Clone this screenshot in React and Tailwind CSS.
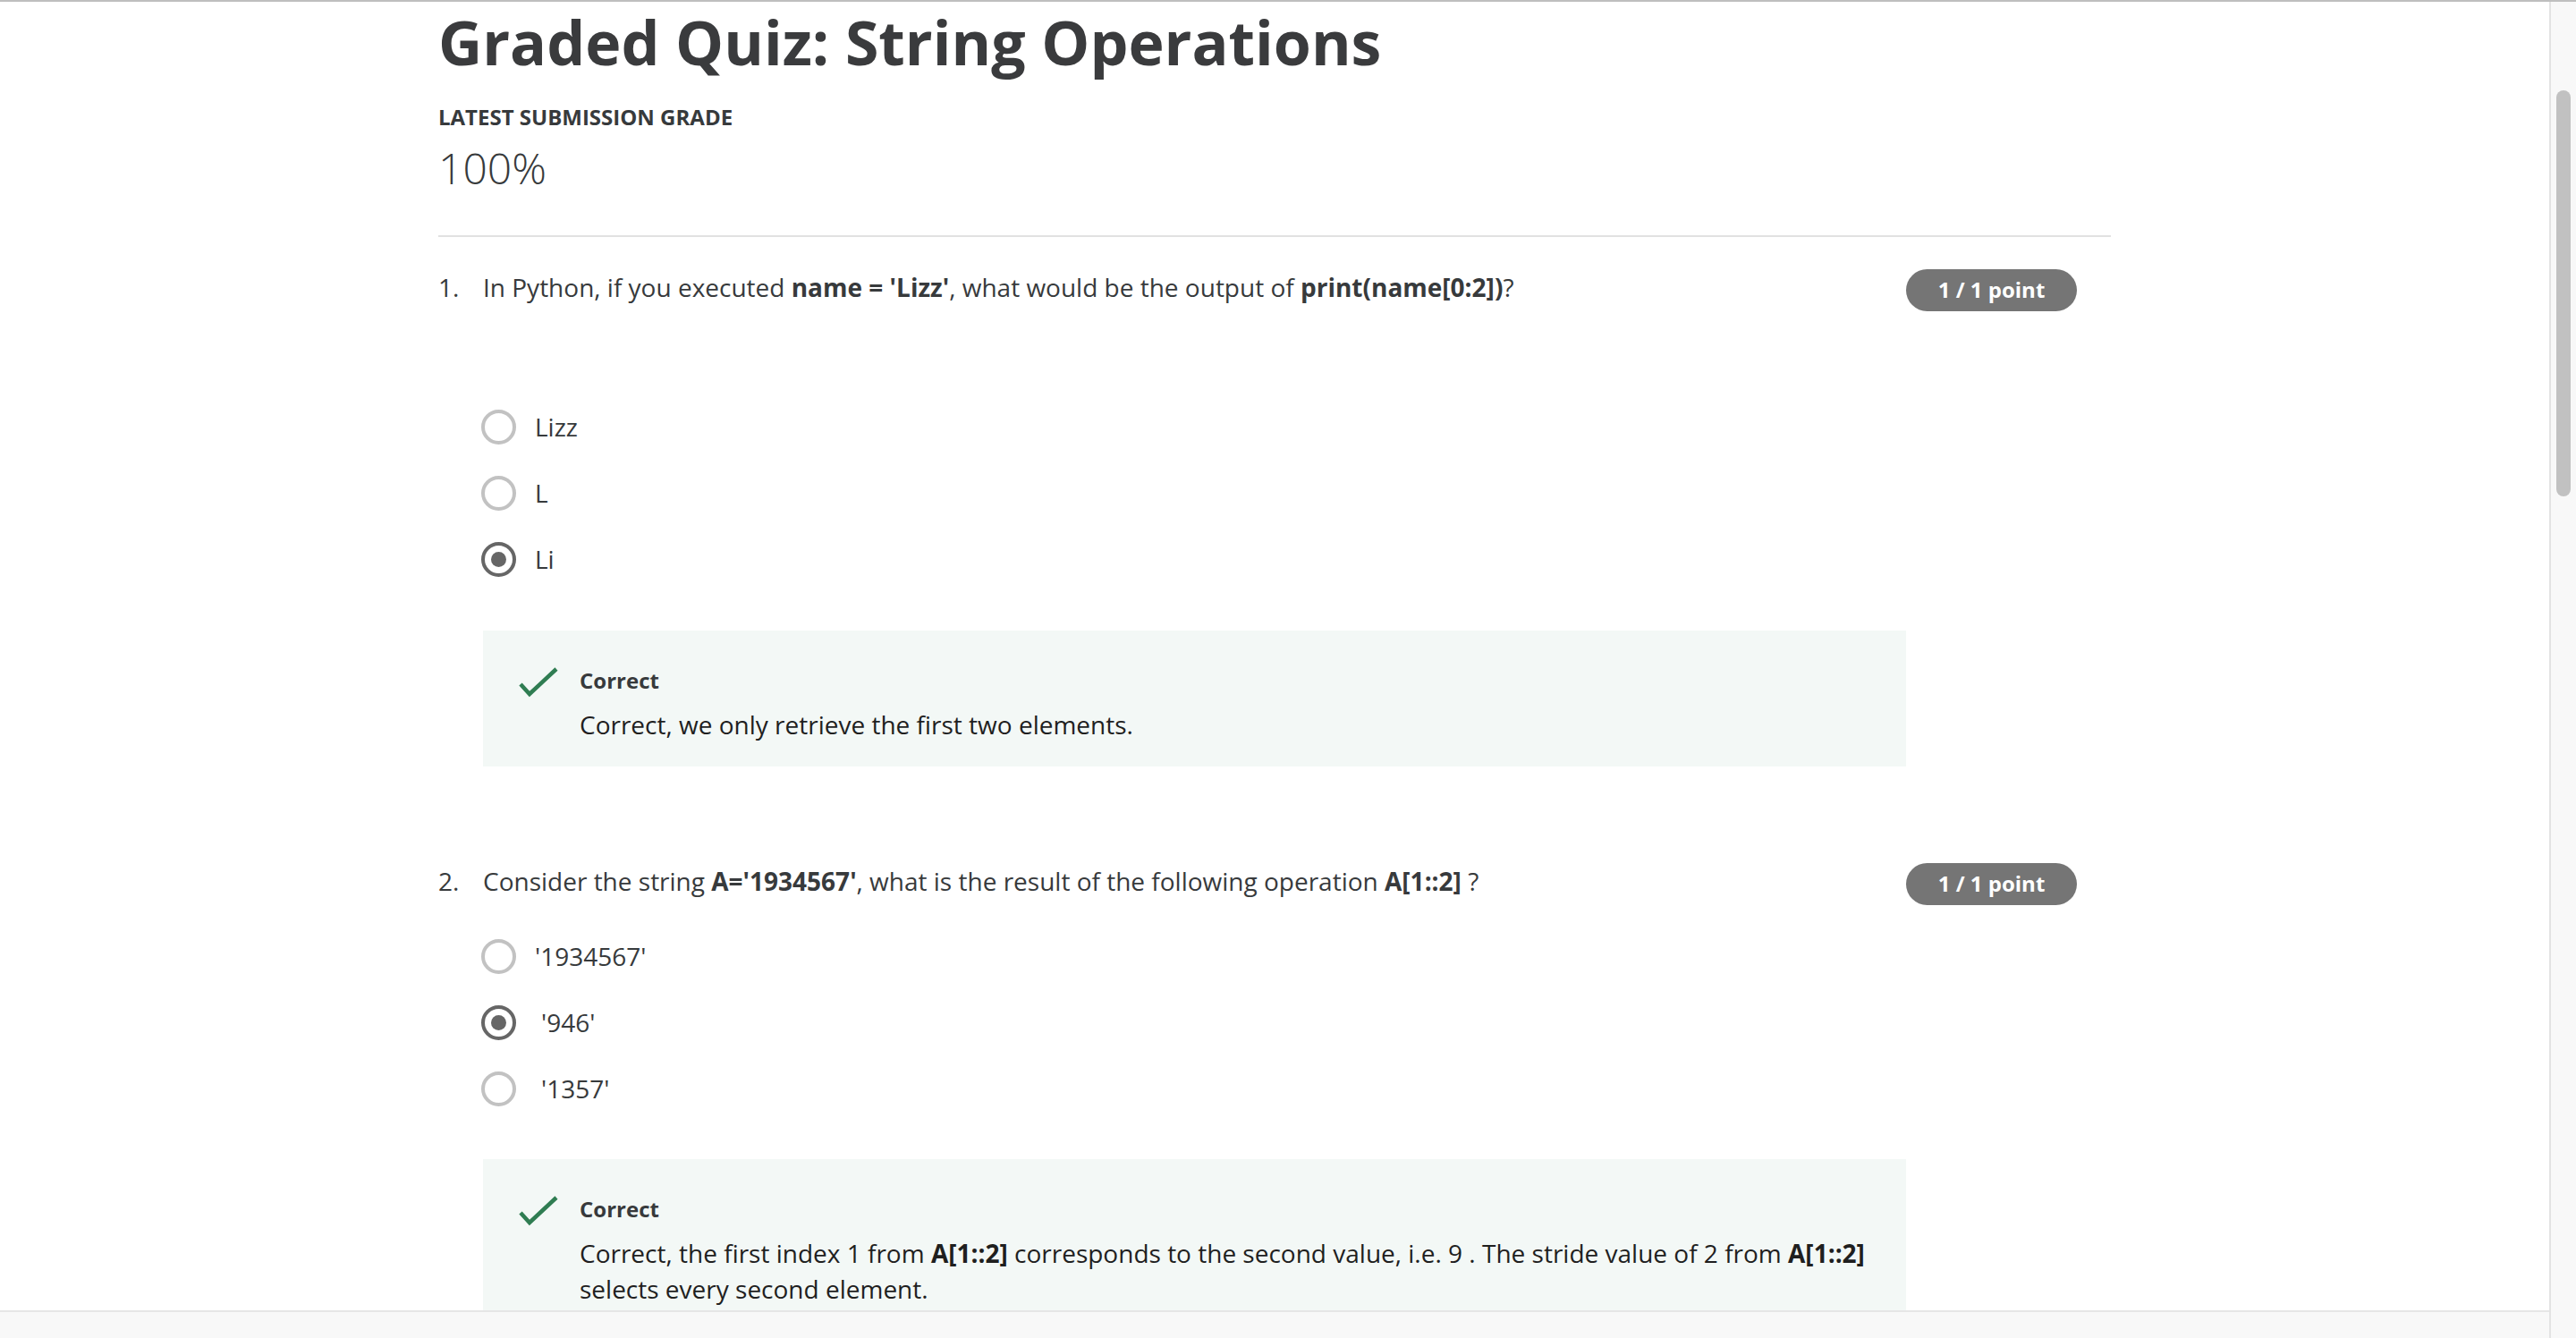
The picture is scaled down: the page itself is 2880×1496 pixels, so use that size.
import React from 'react';

const questions = [
  {
    id: 1,
    text: (
      <>
        In Python, if you executed <strong className="font-bold">name = 'Lizz'</strong>, what would be the output of{' '}
        <strong className="font-bold">print(name[0:2])</strong>?
      </>
    ),
    gap: 'mt-[92px]',
    options: [
      { label: 'Lizz', selected: false },
      { label: 'L', selected: false },
      { label: 'Li', selected: true },
    ],
    feedback: <>Correct, we only retrieve the first two elements.</>,
  },
  {
    id: 2,
    text: (
      <>
        Consider the string <strong className="font-bold">A='1934567'</strong>, what is the result of the following operation{' '}
        <strong className="font-bold">A[1::2]</strong> ?
      </>
    ),
    gap: 'mt-[20px]',
    options: [
      { label: "'1934567'", selected: false },
      { label: "'946'", selected: true, space: true },
      { label: "'1357'", selected: false, space: true },
    ],
    feedback: (
      <>
        Correct, the first index 1 from <strong className="font-bold">A[1::2]</strong> corresponds to the second value, i.e. 9 . The
        stride value of 2 from <strong className="font-bold">A[1::2]</strong> selects every second element.
      </>
    ),
  },
];

function Radio({ selected }) {
  if (selected) {
    return (
      <span className="flex h-[39px] w-[39px] shrink-0 items-center justify-center rounded-full border-[4px] border-[#666666]">
        <span className="h-[17px] w-[17px] rounded-full bg-[#666666]" />
      </span>
    );
  }
  return <span className="h-[39px] w-[39px] shrink-0 rounded-full border-[4px] border-[#c2c2c2]" />;
}

function CheckIcon() {
  return (
    <svg width="44" height="34" viewBox="0 0 44 34" className="shrink-0">
      <path d="M2 19 L12 30 L42 2" fill="none" stroke="#2f7d52" strokeWidth="4.5" />
    </svg>
  );
}

function Question({ q, boxGap }) {
  return (
    <div>
      <div className="flex items-start">
        <span className="w-[50px] shrink-0 text-[28px] leading-[40px]">{q.id}.</span>
        <p className="flex-1 text-[28px] leading-[40px]">{q.text}</p>
        <span className="mr-[38px] flex h-[47px] w-[191px] shrink-0 items-center justify-center rounded-full bg-[#757575] pb-[2px] text-[24px] font-bold text-white">
          1 / 1 point
        </span>
      </div>

      <ul className={`${q.gap} pl-[48px]`}>
        {q.options.map((o) => (
          <li key={o.label} className="flex h-[74px] items-center gap-[21px]">
            <Radio selected={o.selected} />
            <span className={`text-[28px] leading-[40px] ${o.space ? 'ml-[7px]' : ''}`}>{o.label}</span>
          </li>
        ))}
      </ul>

      <div className={`ml-[50px] ${boxGap} flex w-[1591px] bg-[#f3f8f6] pb-[27px] pl-[40px] pr-[44px] pt-[40px]`}>
        <div className="mt-[1px] w-[68px] shrink-0">
          <CheckIcon />
        </div>
        <div className="flex-1">
          <p className="text-[24px] font-bold leading-[32px]">Correct</p>
          <p className="mt-[13px] text-[28px] leading-[40px] text-[#1f1f1f]">{q.feedback}</p>
        </div>
      </div>
    </div>
  );
}

export default function App() {
  return (
    <div className="flex h-[1496px] w-full flex-col overflow-hidden bg-white text-[#373a3c]" style={{ fontFamily: '"Open Sans", "Liberation Sans", sans-serif' }}>
      <div className="h-[2px] w-full shrink-0 bg-[#bfbfbf]" />
      <div className="flex min-h-0 flex-1">
        <div className="flex min-w-0 flex-1 flex-col">
          <main className="min-h-0 flex-1 overflow-hidden">
            <div className="ml-[490px] w-[1870px]">
              <h1 className="mt-[3px] text-[68px] font-bold leading-[84px] text-[#3a3b3d]">Graded Quiz: String Operations</h1>
              <p className="mt-[26px] text-[24px] font-bold uppercase leading-[32px]">Latest Submission Grade</p>
              <p className="mt-[11px] text-[48px] font-light leading-[60px]">100%</p>
              <hr className="mt-[45px] border-0 border-t-2 border-[#e1e1e1]" />

              <div className="mt-[36px] flex flex-col gap-[108px]">
                {questions.map((q, i) => (
                  <Question key={q.id} q={q} boxGap={i === 0 ? 'mt-[43px]' : 'mt-[42px]'} />
                ))}
              </div>
            </div>
          </main>
          <div className="h-[31px] shrink-0 border-t-2 border-[#e6e6e6] bg-[#f8f8f8]" />
        </div>
        <div className="w-[30px] shrink-0 border-l-2 border-[#e3e3e3] bg-[#f8f8f8] pl-[6px] pt-[99px]">
          <div className="h-[454px] w-[16px] rounded-full bg-[#c1c1c1]" />
        </div>
      </div>
    </div>
  );
}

++++++++

- [Task goal] All lines in the data that contain the word "React" should be copied.

- [Task output]
Clone this screenshot in React and Tailwind CSS.
import React from 'react';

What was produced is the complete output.